→ **Your task**: Using the listing below, copy every line that mentions "screenshot".

==== Task data

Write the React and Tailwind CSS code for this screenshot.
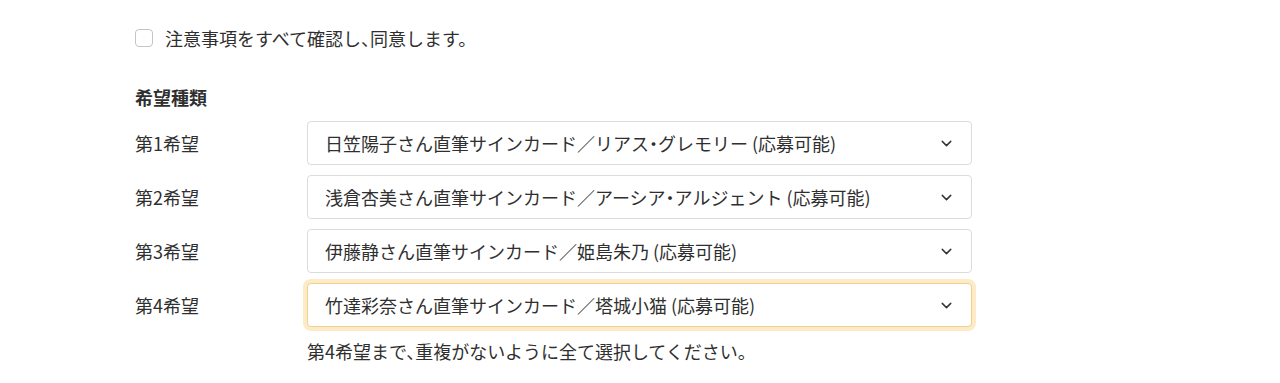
import { ChevronDown } from "lucide-react"

const choices = [
  { label: "第1希望", value: "日笠陽子さん直筆サインカード／リアス・グレモリー (応募可能)" },
  { label: "第2希望", value: "浅倉杏美さん直筆サインカード／アーシア・アルジェント (応募可能)" },
  { label: "第3希望", value: "伊藤静さん直筆サインカード／姫島朱乃 (応募可能)" },
  { label: "第4希望", value: "竹達彩奈さん直筆サインカード／塔城小猫 (応募可能)", focused: true },
]

const App = () => {
  return (
    <div
      className="w-[1280px] h-[383px] bg-white text-[#2f2f2f] text-[18px] overflow-hidden [font-feature-settings:'halt']"
      style={{ fontFamily: '"Noto Sans CJK JP", "Noto Sans", sans-serif' }}
    >
      <div className="pl-[135px] pt-[27px]">
        <label className="flex items-center gap-[12px] h-[22px]">
          <span className="w-[18px] h-[18px] border border-[#c4c4c4] rounded-[4px] bg-white" />
          <span className="leading-none">注意事項をすべて確認し、同意します。</span>
        </label>

        <h3 className="mt-[37px] font-bold leading-[22px]">希望種類</h3>

        <div className="mt-[13px] flex flex-col gap-[10px]">
          {choices.map((c) => (
            <div key={c.label} className="flex items-center">
              <div className="w-[172px]">{c.label}</div>
              <div
                className={`w-[665px] h-[44px] flex items-center justify-between pl-[17px] pr-[16px] rounded-[4px] bg-white ${
                  c.focused
                    ? "border border-[#f1d08c] ring-[4px] ring-[#fcebc6]"
                    : "border border-[#dcdcdc]"
                }`}
              >
                <span className="leading-none">{c.value}</span>
                <ChevronDown className="w-[17px] h-[17px] text-[#333]" strokeWidth={2} />
              </div>
            </div>
          ))}
        </div>

        <p className="mt-[13px] pl-[172px] leading-[22px]">
          第4希望まで、重複がないように全て選択してください。
        </p>
      </div>
    </div>
  )
}

export default App
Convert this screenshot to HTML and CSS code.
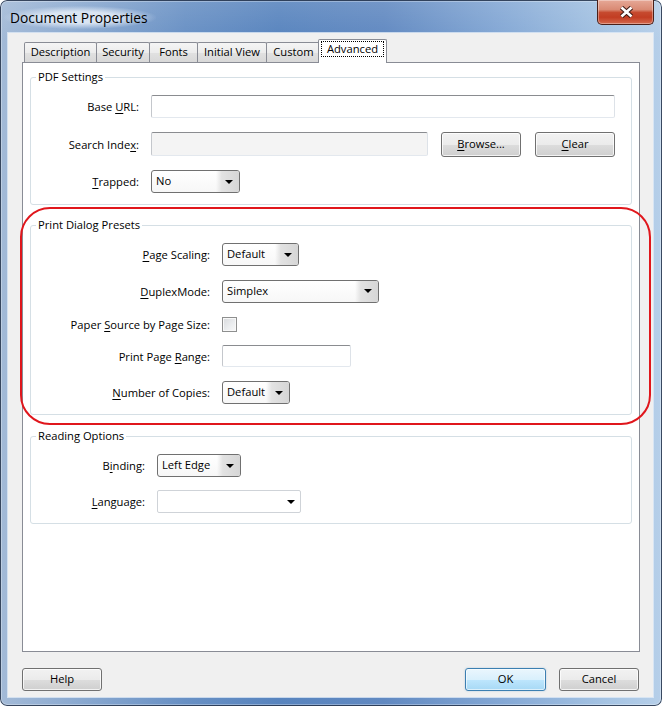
FILE: index.html
```html
<!DOCTYPE html>
<html>
<head>
<meta charset="utf-8">
<title>Document Properties</title>
<link rel="stylesheet" href="styles.css">
</head>
<body>
<div class="window">
  <div class="titlebar">
    <div class="title">Document Properties</div>
    <div class="close">
      <svg class="close-x" width="15" height="12" viewBox="0 0 15 12">
        <path d="M2.5 1.5 L12.5 10.5 M12.5 1.5 L2.5 10.5" stroke="#3a1812" stroke-width="4.6" fill="none"/>
        <path d="M2.5 1.5 L12.5 10.5 M12.5 1.5 L2.5 10.5" stroke="#ffffff" stroke-width="2.6" fill="none"/>
      </svg>
    </div>
  </div>
  <div class="client">
    <div class="tabs">
      <div class="tab t-desc">Description</div>
      <div class="tab t-sec">Security</div>
      <div class="tab t-fonts">Fonts</div>
      <div class="tab t-init">Initial View</div>
      <div class="tab t-custom">Custom</div>
      <div class="tab tab-active t-adv"><span class="focus">Advanced</span></div>
    </div>
    <div class="panel">
      <div class="group g-pdf">
        <div class="group-label">PDF Settings</div>
        <div class="row">
          <div class="lbl lbl-pdf">Base <u>U</u>RL:</div>
          <div class="textbox tb-url"></div>
        </div>
        <div class="row row-tall">
          <div class="lbl lbl-pdf">Search Inde<u>x</u>:</div>
          <div class="textbox tb-search"></div>
          <div class="btn btn-browse"><u>B</u>rowse...</div>
          <div class="btn btn-clear"><u>C</u>lear</div>
        </div>
        <div class="row">
          <div class="lbl lbl-pdf"><u>T</u>rapped:</div>
          <div class="combo cb-trapped"><span class="combo-text">No</span><span class="combo-arrow"><span class="tri"></span></span></div>
        </div>
      </div>

      <div class="group g-print">
        <div class="group-label">Print Dialog Presets</div>
        <div class="row">
          <div class="lbl lbl-print"><u>P</u>age Scaling:</div>
          <div class="combo cb-scaling"><span class="combo-text">Default</span><span class="combo-arrow"><span class="tri"></span></span></div>
        </div>
        <div class="row">
          <div class="lbl lbl-print"><u>D</u>uplexMode:</div>
          <div class="combo cb-duplex"><span class="combo-text">Simplex</span><span class="combo-arrow"><span class="tri"></span></span></div>
        </div>
        <div class="row row-check">
          <div class="lbl lbl-print">Paper <u>S</u>ource by Page Size:</div>
          <div class="checkbox"></div>
        </div>
        <div class="row row-range">
          <div class="lbl lbl-print">Print Page <u>R</u>ange:</div>
          <div class="textbox tb-range"></div>
        </div>
        <div class="row">
          <div class="lbl lbl-print"><u>N</u>umber of Copies:</div>
          <div class="combo cb-copies"><span class="combo-text">Default</span><span class="combo-arrow"><span class="tri"></span></span></div>
        </div>
      </div>

      <div class="group g-read">
        <div class="group-label">Reading Options</div>
        <div class="row">
          <div class="lbl lbl-read">B<u>i</u>nding:</div>
          <div class="combo cb-binding"><span class="combo-text">Left Edge</span><span class="combo-arrow"><span class="tri"></span></span></div>
        </div>
        <div class="row">
          <div class="lbl lbl-read"><u>L</u>anguage:</div>
          <div class="combo-flat cb-lang"><span class="combo-text"></span><span class="flat-arrow"><span class="tri"></span></span></div>
        </div>
      </div>
    </div>
    <div class="footer">
      <div class="btn btn-foot">Help</div>
      <div class="spacer"></div>
      <div class="btn btn-foot btn-default">OK</div>
      <div class="btn btn-foot btn-cancel">Cancel</div>
    </div>
  </div>
  <div class="highlight"></div>
</div>
</body>
</html>
```

FILE: styles.css
```css
html, body {
  margin: 0;
  padding: 0;
  background: #ffffff;
}

.window {
  position: relative;
  width: 662px;
  height: 706px;
  box-sizing: border-box;
  padding: 0 9px 9px 8px;
  display: flex;
  flex-direction: column;
  border-radius: 7px;
  background:
    linear-gradient(180deg, rgba(255,255,255,0.12) 0%, rgba(255,255,255,0) 40px),
    linear-gradient(90deg, #a3bad7 0%, #8aa9d0 12%, #6890c4 28%, #5884be 42%, #6189c1 58%, #84a8d5 76%, #a6c4e3 92%, #b6cfe9 100%);
  box-shadow: inset 0 0 0 1px rgba(20, 35, 60, 0.8), inset 0 0 0 2px rgba(255,255,255,0.3);
  font-family: "Open Sans", "Noto Sans", sans-serif;
  font-size: 11.2px;
  color: #000;
}

/* ---------- title bar ---------- */
.titlebar {
  height: 33px;
  display: flex;
  align-items: flex-start;
  flex-shrink: 0;
}

.title {
  margin-top: 6px;
  margin-left: -4px;
  padding: 2px 8px 2px 6px;
  font-size: 13.8px;
  line-height: 19px;
  color: #000;
  background: radial-gradient(ellipse at center, rgba(230,238,248,0.85) 35%, rgba(230,238,248,0) 72%);
}

.close {
  margin-left: auto;
  margin-right: -1px;
  width: 57px;
  height: 25px;
  box-sizing: border-box;
  border: 1px solid #4a1f18;
  border-top: none;
  border-radius: 0 0 5px 5px;
  background: linear-gradient(180deg, #e6a897 0%, #d98a74 40%, #c64a2f 52%, #c23d23 72%, #d4694e 100%);
  box-shadow: inset 0 0 0 1px rgba(255,255,255,0.35);
  display: flex;
  align-items: center;
  justify-content: center;
}

.close-x {
  display: block;
  margin-left: 2px;
}

/* ---------- client area ---------- */
.client {
  flex: 1;
  background: #f0f0f0;
  box-shadow: 0 0 0 1px rgba(225, 235, 246, 0.8);
  padding: 0 13px 0 14px;
  display: flex;
  flex-direction: column;
}

.tabs {
  height: 29px;
  display: flex;
  align-items: flex-end;
  padding-left: 2px;
  flex-shrink: 0;
}

.tab {
  height: 20px;
  box-sizing: border-box;
  border: 1px solid #898c95;
  border-bottom: none;
  border-radius: 2px 2px 0 0;
  background: linear-gradient(180deg, #f5f5f5 0%, #ececec 50%, #e1e1e1 51%, #d8d8d8 100%);
  text-align: center;
  line-height: 18px;
  white-space: nowrap;
  margin-left: -1px;
}

.t-desc { width: 73px; margin-left: 0; }
.t-sec { width: 54px; }
.t-fonts { width: 49px; }
.t-init { width: 70px; }
.t-custom { width: 55px; }

.tab-active {
  position: relative;
  z-index: 2;
  width: 69px;
  height: 24px;
  margin-left: -3px;
  margin-bottom: -1px;
  background: #ffffff;
}

.focus {
  display: block;
  box-sizing: border-box;
  height: 16px;
  margin: 1px 2px 0;
  border: 1px dotted #000;
  line-height: 13px;
}

.panel {
  width: 618px;
  height: 590px;
  box-sizing: border-box;
  border: 1px solid #898c95;
  background: #ffffff;
  padding: 14px 7px 0;
  display: flex;
  flex-direction: column;
  flex-shrink: 0;
}

/* ---------- group boxes ---------- */
.group {
  position: relative;
  box-sizing: border-box;
  border: 1px solid #d5dfe5;
  border-radius: 3px;
  padding-top: 17px;
  display: flex;
  flex-direction: column;
}

.g-pdf { height: 128px; gap: 13.5px; }
.g-print { height: 190px; gap: 13.75px; margin-top: 20px; }
.g-read { height: 88px; gap: 13px; margin-top: 21px; }

.group-label {
  position: absolute;
  top: -9px;
  left: 5px;
  padding: 0 2px;
  background: #ffffff;
  line-height: 16px;
}

.row {
  display: flex;
  align-items: center;
  height: 23px;
}

.row-tall { height: 25px; }
.row-check { height: 15px; }
.row-range { height: 22px; }

.lbl {
  flex-shrink: 0;
  box-sizing: border-box;
  text-align: right;
  padding-right: 12px;
  white-space: nowrap;
}

.lbl-pdf { width: 120px; }
.lbl-print { width: 191px; }
.lbl-read { width: 126px; }

u {
  text-decoration-thickness: 1px;
  text-underline-offset: 2px;
}

/* ---------- text boxes ---------- */
.textbox {
  height: 23px;
  box-sizing: border-box;
  border: 1px solid;
  border-color: #8a8c90 #dde2e8 #e3e8ee #c4c7cc;
  border-radius: 2px;
  background: #ffffff;
}

.tb-url { width: 464px; }
.tb-search { width: 277px; height: 24px; background: #f4f4f4; }
.tb-range { width: 129px; height: 22px; }

/* ---------- buttons ---------- */
.btn {
  box-sizing: border-box;
  height: 25px;
  width: 80px;
  border: 1px solid #707070;
  border-radius: 3px;
  background: linear-gradient(180deg, #f2f2f2 0%, #ebebeb 50%, #dddddd 51%, #cfcfcf 100%);
  box-shadow: inset 0 0 0 1px rgba(255,255,255,0.75);
  text-align: center;
  line-height: 22px;
  flex-shrink: 0;
}

.btn-browse { margin-left: 13px; }
.btn-clear { margin-left: 14px; }

.btn-foot { height: 23px; line-height: 20px; }

.btn-default {
  width: 81px;
  border-color: #3c7fb1;
  background: linear-gradient(180deg, #eaf6fd 0%, #d9f0fc 50%, #bee6fd 51%, #a7d9f5 100%);
  box-shadow: inset 0 0 0 1px rgba(255,255,255,0.6), 0 0 2px rgba(60,127,177,0.35);
}

.btn-cancel { margin-left: 13px; }

/* ---------- combo boxes ---------- */
.combo {
  display: flex;
  height: 23px;
  box-sizing: border-box;
  border: 1px solid #707070;
  border-radius: 3px;
  background: linear-gradient(180deg, #ffffff 0%, #f7f7f7 100%);
  overflow: hidden;
  flex-shrink: 0;
}

.combo-text {
  flex: 1;
  padding-left: 4px;
  line-height: 20px;
  white-space: nowrap;
}

.combo-arrow {
  width: 23px;
  display: flex;
  align-items: center;
  justify-content: center;
  padding-left: 3px;
  box-sizing: border-box;
  background: linear-gradient(90deg, rgba(226,226,226,0) 0%, #e2e2e2 25%, #d6d6d6 100%);
}

.tri {
  width: 0;
  height: 0;
  border-left: 4px solid transparent;
  border-right: 4px solid transparent;
  border-top: 4px solid #000;
}

.cb-trapped { width: 89px; }
.cb-scaling { width: 77px; }
.cb-duplex { width: 157px; }
.cb-copies { width: 68px; }
.cb-binding { width: 84px; }

.combo-flat {
  display: flex;
  height: 23px;
  box-sizing: border-box;
  border: 1px solid #cfd3d8;
  border-radius: 2px;
  background: #ffffff;
  flex-shrink: 0;
}

.flat-arrow {
  width: 19px;
  display: flex;
  align-items: center;
  justify-content: center;
}

.cb-lang { width: 144px; }

/* ---------- checkbox ---------- */
.checkbox {
  width: 15px;
  height: 15px;
  box-sizing: border-box;
  border: 1px solid #8e8f8f;
  background: linear-gradient(135deg, #d8dadd 0%, #eceef0 60%, #f8f8f8 100%);
  box-shadow: inset 0 0 0 1px #f8f8f8;
}

/* ---------- footer ---------- */
.footer {
  display: flex;
  margin-top: 16px;
  padding-right: 1px;
}

.spacer { flex: 1; }

/* ---------- annotation ---------- */
.highlight {
  position: absolute;
  left: 20px;
  top: 207px;
  width: 631px;
  height: 218px;
  box-sizing: border-box;
  border: 2px solid #e0161c;
  border-radius: 30px;
  pointer-events: none;
}
```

========

→ **Written reply**:
Write the React and Tailwind CSS code for this screenshot.
Convert this screenshot to HTML and CSS code.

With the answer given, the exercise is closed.